I want to pay tribute to the many housing associations, local authorities, the credit unions, organisations like Christians Against Poverty and others, who are out there now on a day-to-day basis providing debt advice, money management advice, financial budgetary advice, holding people's hands as they try to reconstruct their lives, often because the tax and welfare reforms have pushed them into poverty. I also want to thank, of course, all those who volunteer week in, week out, not simply when we turn up as politicians to help them on one Saturday now and then, but actually those who every week, every day of every week, contribute within foodbanks like Bridgend foodbank, the Trussell Trust, the churches, the community organisers and others, who provide not only physical sustenance and literally food and nappies and deodorants and everything else to help people balance their budgets—this is in the sixth-most prosperous country in the world—but they also provide friendship and support as well. I want to thank as well all the local homelessness charities at this point, including Emmaus, The Wallich, Centrepoint and Shelter and the many others in Bridgend and throughout Wales as well. But we shouldn't be here—if a free society cannot help the many who are poor, it cannot save the few who are rich. 

The simple facts are, Mark, and I heard what you said, and I really appreciate the work you do as an individual Assembly Member, taking up cases on welfare and benefits for your constituents, as I do and as many others do—but the simple fact is these tax and welfare reforms have been deeply regressive. Even after the amendments, the analysis shows they are still deeply regressive. They're most deeply regressive because they hit those who are least able to defend themselves. It is women, it is particular ethnic communities, it is the young, it's those who do not have a voice—who need to come to you and me to ask for help. But do you know we're helping them against the system, despite the system? Why did not—? When I was a Minister, when I and Julie James and others wrote the letter to the UK Ministers to say, 'Do your own evidence-based cumulative impact assessment. Work out what the impact of these are.' 'No, there's no need to do it.' 'Why, what are you afraid of?' They're afraid of the very fact that it will show that these are punishing the poor. 

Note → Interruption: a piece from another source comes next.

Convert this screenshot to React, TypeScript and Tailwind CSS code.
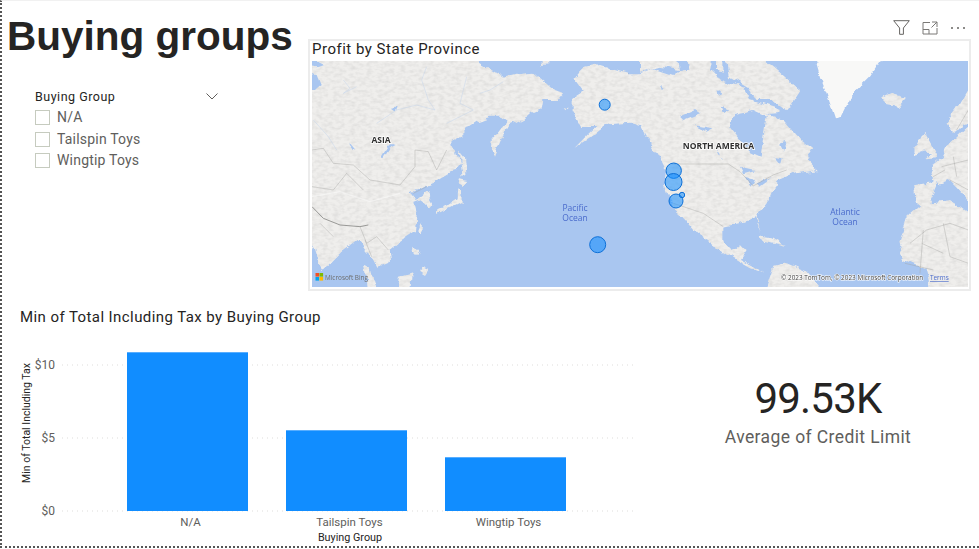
const ui = { fontFamily: "Roboto, 'Open Sans', sans-serif" };

const slicerItems = ["N/A", "Tailspin Toys", "Wingtip Toys"];

const bars = [
  { label: "N/A", x: 127, w: 121, top: 352 },
  { label: "Tailspin Toys", x: 286, w: 121, top: 430 },
  { label: "Wingtip Toys", x: 445, w: 121, top: 457 },
];

const ticks = [
  { label: "$10", y: 365 },
  { label: "$5", y: 438 },
  { label: "$0", y: 511 },
];

const bubbles = [
  { x: 604.7, y: 104.7, r: 5.5 },
  { x: 597.7, y: 244.7, r: 8 },
  { x: 673.7, y: 170.7, r: 7.7 },
  { x: 673.5, y: 182, r: 8.5 },
  { x: 676, y: 201, r: 7 },
  { x: 682, y: 195, r: 2.7 },
];

const LAND = "#efeeec";
const SEA = "#a9c6f0";

function WorldMap() {
  return (
    <svg width="656" height="226" viewBox="312 61 656 226" className="block">
      <defs>
        <filter id="relief" x="-10%" y="-10%" width="120%" height="120%" colorInterpolationFilters="sRGB">
          <feTurbulence type="fractalNoise" baseFrequency="0.025" numOctaves="5" seed="3" result="w" />
          <feDisplacementMap in="SourceGraphic" in2="w" scale="26" xChannelSelector="R" yChannelSelector="G" result="d" />
          <feTurbulence type="fractalNoise" baseFrequency="0.06 0.1" numOctaves="2" seed="7" result="n" />
          <feColorMatrix in="n" type="matrix" values="0 0 0 0 0.62  0 0 0 0 0.62  0 0 0 0 0.62  0 0 0 0.4 -0.16" result="g" />
          <feComposite in="g" in2="d" operator="in" result="t" />
          <feMerge>
            <feMergeNode in="d" />
            <feMergeNode in="t" />
          </feMerge>
        </filter>
        <filter id="coast" x="-10%" y="-10%" width="120%" height="120%" colorInterpolationFilters="sRGB">
          <feTurbulence type="fractalNoise" baseFrequency="0.04" numOctaves="4" seed="11" result="w" />
          <feDisplacementMap in="SourceGraphic" in2="w" scale="14" xChannelSelector="R" yChannelSelector="G" />
        </filter>
        <filter id="soft">
          <feGaussianBlur stdDeviation="0.4" />
        </filter>
      </defs>
      <rect x="312" y="61" width="656" height="226" fill={SEA} />

      <g filter="url(#soft)">
        {/* left half, drawn in crop coordinates */}
        <g transform="translate(300 10) scale(0.3333)">
          <g filter="url(#relief)" fill={LAND}>
            <path d="M0 110 L525 110 L530 153 L560 170 L610 200 L650 190 L700 185 L750 230 L790 245 L770 270 L730 270 L725 300 L680 320 L630 345 L605 385 L582 440 L575 420 L578 390 L600 360 L620 335 L600 320 L570 320 L530 335 L500 355 L470 385 L450 405 L470 420 L480 455 L455 490 L420 510 L375 530 L335 550 L350 570 L380 550 L397 580 L388 592 L365 570 L340 580 L350 620 L345 660 L300 690 L265 720 L270 755 L235 770 L222 745 L200 725 L180 700 L170 690 L130 720 L80 770 L60 780 L45 730 L36 700 L0 690 Z" />
            <path d="M195 770 L212 780 L235 860 L205 860 L200 795 Z" />
            <path d="M480 425 L492 440 L496 490 L488 500 L482 460 Z" />
            <path d="M480 505 L505 510 L490 528 L476 520 Z" />
            <path d="M472 538 L484 545 L485 575 L445 595 L410 612 L412 598 L440 585 L470 565 Z" />
            <path d="M362 640 L372 650 L362 668 L356 655 Z" />
            <path d="M345 710 L358 725 L352 742 L340 730 Z" />
            <path d="M365 770 L385 780 L375 795 L360 785 Z" />
            <path d="M300 800 L335 790 L330 860 L290 860 Z" />
            <path d="M785 290 L800 295 L795 298 Z" />
            <path d="M725 130 L745 130 L745 163 L725 165 Z" />
          </g>
          <g filter="url(#coast)" fill={SEA}>
            <path d="M20 190 L50 195 L62 225 L45 240 L20 240 Z" />
            <path d="M20 140 L70 165 L50 172 L20 168 Z" />
            <path d="M250 445 L270 415 L290 405 L282 402 L262 412 L244 442 Z" />
            <path d="M150 400 L165 418 L158 420 L146 404 Z" />
            <path d="M270 295 L290 290 L285 305 Z" />
          </g>
          <g fill="none" stroke="#bccfeb" strokeWidth="1.2">
            <path d="M380 170 L365 210 L385 270 L405 300 L350 285 L290 300 L230 340" />
            <path d="M130 210 L150 235 L130 250 L170 230" />
            <path d="M500 200 L480 280 L520 300 L440 340" />
            <path d="M540 250 L570 240 L610 215" />
            <path d="M40 330 L85 380 L110 420" />
          </g>
          <g fill="none" stroke="#a2a2a0" strokeWidth="1.2">
            <path d="M36 420 L70 415 L100 460 L160 465 L210 510 L300 525 L345 470 L345 420 L385 425 L410 480 L440 420" />
            <path d="M36 530 L100 540 L140 490 L190 540" />
            <path d="M36 590 L70 625 L120 645 L180 650 L205 645" strokeWidth="2.6" stroke="#8b8b89" />
            <path d="M180 650 L200 700 L230 680 L265 720 M195 690 L215 740 M60 640 L100 680" />
            <path d="M340 550 L380 530" />
          </g>
          <path d="M36 560 L120 545 L210 575 L300 550" stroke="#ffffff" strokeWidth="4" fill="none" opacity="0.4" />
          <path d="M985 190 L985 335" stroke="#a8a8a5" strokeWidth="1.5" fill="none" />
        </g>

        {/* right half */}
        <g transform="translate(640 10) scale(0.3333)">
          <g filter="url(#relief)" fill={LAND}>
            <path d="M-200 210 L-170 175 L-120 165 L-35 190 L0 190 L40 175 L100 195 L130 175 L200 170 L230 200 L270 215 L310 230 L330 270 L360 280 L420 300 L410 310 L380 312 L430 330 L480 390 L520 420 L500 450 L530 480 L470 490 L420 510 L395 545 L385 570 L355 610 L350 625 L362 660 L345 625 L300 640 L250 650 L250 690 L275 720 L300 700 L320 720 L300 750 L340 770 L370 790 L330 775 L260 735 L210 700 L170 670 L130 620 L95 590 L75 530 L80 490 L60 450 L20 380 L0 345 L-35 335 L-90 340 L-120 360 L-150 385 L-190 410 L-150 370 L-125 345 L-180 345 L-205 300 L-205 265 L-175 245 Z" />
            <path d="M0 120 L110 120 L120 180 L60 170 L0 185 Z" />
            <path d="M135 120 L220 120 L205 190 L150 180 Z" />
            <path d="M255 120 L340 120 L400 170 L480 240 L440 300 L400 270 L350 270 L320 230 L270 200 Z" />
            <path d="M225 120 L250 120 L250 185 L225 180 Z" />
            <path d="M730 265 L760 250 L795 260 L770 290 L740 285 Z" />
            <path d="M350 675 L395 682 L440 708 L400 698 L365 690 Z" />
            <path d="M370 860 L400 770 L440 760 L500 785 L560 860 Z" />
            <path d="M820 425 L850 362 L865 390 L895 445 L850 448 L870 430 Z" />
            <path d="M820 410 L840 400 L845 430 L822 435 Z" />
            <path d="M870 500 L880 465 L910 440 L930 400 L985 350 L1030 350 L1030 570 L985 570 L950 530 L930 510 L905 520 L880 515 Z" />
            <path d="M920 340 L950 300 L985 240 L1030 200 L1030 320 L950 360 L935 365 Z" />
            <path d="M826 525 L885 515 L895 520 L860 600 L830 575 Z" />
            <path d="M775 700 L800 625 L850 580 L930 570 L985 610 L1030 610 L1030 860 L880 860 L860 780 L790 750 Z" />
          </g>
          <path d="M530 165 L560 120 L745 120 L690 200 L640 250 L605 320 L585 325 L560 250 L540 200 Z" fill="#f8f8f7" filter="url(#coast)" />
          <g filter="url(#coast)" fill={SEA}>
            <path d="M380 318 L372 370 L362 440 L330 425 L300 390 L268 350 L285 312 L340 300 Z" />
            <path d="M120 320 L165 300 L180 310 L130 330 Z" />
            <path d="M160 345 L220 355 L200 365 Z" />
            <path d="M230 415 L240 430 L250 455 L236 430 Z" />
            <path d="M300 470 L345 480 L310 490 Z" />
            <path d="M315 500 L335 530 L345 510 Z" />
            <path d="M350 520 L395 505 L360 530 Z" />
            <path d="M420 400 L440 395 L432 425 Z" />
            <path d="M60 225 L75 238 L65 243 Z" />
            <path d="M245 290 L265 298 L250 306 Z" />
            <path d="M230 240 L245 252 L232 258 Z" />
            <path d="M400 440 L425 445 L420 465 Z" />
          </g>
          <g fill="none" stroke="#a2a2a0" strokeWidth="1.2">
            <path d="M95 462 L265 462 L300 485 L340 528 L400 495 L440 480" />
            <path d="M100 580 L190 610 L250 650" />
            <path d="M810 700 L860 660 L930 640 L985 660 M850 660 L840 790 M910 640 L930 740 L985 760 M845 700 L910 730" />
            <path d="M905 470 L985 450 M930 510 L985 540 M940 440 L950 500 M880 500 L915 480" />
            <path d="M950 360 L985 300" />
            <path d="M795 760 L880 780" />
          </g>
        </g>
      </g>

      <g style={{ fontFamily: "'Open Sans', sans-serif" }}>
        <text x="381" y="143" textAnchor="middle" fontSize="8.5" fontWeight="700" fill="#2f2f2f" stroke="#ffffff" strokeWidth="1.5" paintOrder="stroke">ASIA</text>
        <text x="718.5" y="149" textAnchor="middle" fontSize="8.5" fontWeight="700" fill="#2f2f2f" stroke="#ffffff" strokeWidth="1.5" paintOrder="stroke">NORTH AMERICA</text>
        <g textAnchor="middle" fontSize="8.5" fill="#4a6bcc">
          <text x="575" y="211">Pacific</text>
          <text x="575" y="221">Ocean</text>
          <text x="845" y="215">Atlantic</text>
          <text x="845" y="225">Ocean</text>
        </g>
        <text x="325" y="279.5" fontSize="6.4" fill="#6d6d6d">Microsoft Bing</text>
        <text x="781" y="280" fontSize="6.4" fill="#3c3c3c" stroke="#ffffff" strokeWidth="1.2" paintOrder="stroke">© 2023 TomTom, © 2023 Microsoft Corporation</text>
        <text x="930" y="280" fontSize="6.4" fill="#4a6bcc" textDecoration="underline">Terms</text>
      </g>

      <rect x="315.5" y="273" width="3.6" height="3.6" fill="#f25022" />
      <rect x="319.5" y="273" width="3.6" height="3.6" fill="#7fba00" />
      <rect x="315.5" y="277" width="3.6" height="3.6" fill="#00a4ef" />
      <rect x="319.5" y="277" width="3.6" height="3.6" fill="#ffb900" />

      {bubbles.map((b) => (
        <circle key={`${b.x}-${b.y}`} cx={b.x} cy={b.y} r={b.r} fill="#118dff" fillOpacity="0.55" stroke="#0d6fd6" strokeWidth="1" />
      ))}
    </svg>
  );
}

function BarChart() {
  return (
    <svg width="640" height="217" viewBox="0 330 640 217" className="block" style={ui}>
      {ticks.map((t) => (
        <g key={t.label}>
          <line x1="62" x2="635" y1={t.y} y2={t.y} stroke="#dedddb" strokeWidth="1" strokeDasharray="1 4" />
          <text x="55" y={t.y + 4} textAnchor="end" fontSize="12" fill="#605e5c">{t.label}</text>
        </g>
      ))}
      {bars.map((b) => (
        <g key={b.label}>
          <rect x={b.x} y={b.top} width={b.w} height={511 - b.top} fill="#118dff" />
          <rect x={b.x} y={b.top} width={b.w} height="1" fill="#58aeff" />
          <text x={b.x + b.w / 2 + 3} y="526" textAnchor="middle" fontSize="11.5" fill="#605e5c">{b.label}</text>
        </g>
      ))}
      <text x="350" y="541" textAnchor="middle" fontSize="10.8" fill="#252423">Buying Group</text>
      <text transform="translate(30 423) rotate(-90)" textAnchor="middle" fontSize="10.5" fill="#252423">Min of Total Including Tax</text>
    </svg>
  );
}

function Toolbar() {
  return (
    <div className="flex h-[38px] items-center justify-end gap-[12px] pt-[15px] pr-[5px]">
      <svg width="17" height="15" viewBox="0 0 17 15" fill="none" stroke="#666462" strokeWidth="1">
        <path d="M0.7 0.7 H16.3 L10.4 8 V14.3 H6.6 V8 Z" />
      </svg>
      <svg width="16" height="14" viewBox="0 0 16 14" fill="none" stroke="#7a7876" strokeWidth="1">
        <path d="M8 1.5 H1 V13 H15 V7 M1 8.5 H7 V13 M10 1 H15 V6 M15 1 L9.5 6.5" />
      </svg>
      <svg width="16" height="4" viewBox="0 0 16 4" fill="#666462">
        <circle cx="2" cy="2" r="1" />
        <circle cx="8" cy="2" r="1" />
        <circle cx="14" cy="2" r="1" />
      </svg>
    </div>
  );
}

export default function App() {
  return (
    <div
      className="flex h-[548px] w-[979px] flex-col border-t border-b-2 border-l-2 border-dotted border-t-[#f1f1f1] border-b-[#555555] border-l-[#555555] bg-white"
      style={{ ...ui, borderTopStyle: "solid" }}
    >
      <div className="flex h-[304px] shrink-0">
        <div className="w-[306px] shrink-0">
          <h1
            className="pt-[7px] pl-[5px] text-[40.5px] leading-[56px] font-bold whitespace-nowrap text-[#252423]"
            style={{ fontFamily: "'Liberation Sans', Arial, sans-serif" }}
          >
            Buying groups
          </h1>
          <div className="mt-[25px] w-[184px] pl-[33px]">
            <div className="flex h-[16px] w-[184px] items-center justify-between">
              <span className="text-[12.5px] tracking-[0.5px] text-[#252423]">Buying Group</span>
              <svg width="12" height="7" viewBox="0 0 12 7" fill="none" stroke="#605e5c" strokeWidth="1" className="mr-[1px] -translate-y-[1px]">
                <path d="M0.5 0.5 L6 6 L11.5 0.5" />
              </svg>
            </div>
            <div className="mt-[5px] flex flex-col gap-[6.5px]">
              {slicerItems.map((item) => (
                <div key={item} className="flex h-[15px] items-center gap-[7px]">
                  <span className="h-[15px] w-[15px] shrink-0 border border-[#c6cbbf] bg-white" />
                  <span className="text-[14px] tracking-[0.2px] whitespace-nowrap text-[#605e5c]">{item}</span>
                </div>
              ))}
            </div>
          </div>
        </div>

        <div className="w-[663px] shrink-0">
          <Toolbar />
          <div className="h-[252px] border-2 border-[#ececec] pl-[2px]">
            <div className="flex h-[20px] items-center pb-[4px] text-[15px] leading-none tracking-[0.5px] whitespace-nowrap text-[#252423]">
              Profit by State Province
            </div>
            <WorldMap />
          </div>
        </div>
      </div>

      <div className="flex min-h-0 flex-1">
        <div className="w-[638px] shrink-0">
          <div className="h-[25px] pl-[18px] text-[15px] leading-[24px] tracking-[0.42px] text-[#252423]">
            Min of Total Including Tax by Buying Group
          </div>
          <div className="-ml-[2px]">
            <BarChart />
          </div>
        </div>
        <div className="flex flex-1 flex-col items-center pt-[69px] pl-[17px]">
          <div className="text-[42px] leading-[50px] tracking-[-0.8px] text-[#252423]">99.53K</div>
          <div className="text-[17.5px] leading-[27px] tracking-[0.4px] text-[#605e5c]">Average of Credit Limit</div>
        </div>
      </div>
    </div>
  );
}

This has never been to do with balancing austerity on the shoulders of those who can most afford it—it's being done on those who can least afford it, and it is damaging them and it is damaging communities. When we talk about the distance, as was mentioned in a previous debate there, between the elite, the politicians, can you wonder why, when in a constituency like mine you have affluent areas who do not see this at all, it doesn't touch their lives, and yet in Caerau and in Gilfach and in other places, there are whole communities now who are suffering under this, and it will get worse? And I can't go through the details of the submissions that you will have seen, and I will have seen, and everybody will have had from Age Cymru on some of the changes that are yet to come and how they will impact on some of our older recipients of PIP and so on. I simply say to compassionate Conservatives, to people who genuinely really care about their constituents—we cannot hide our head in the sand any longer. This is punishing people, and if we think the distance isn't going to grow larger, it is. If a free society cannot help the many who are poor, it cannot save the few who are rich. We have a duty to acknowledge the facts out there before we can actually come forward with the solutions.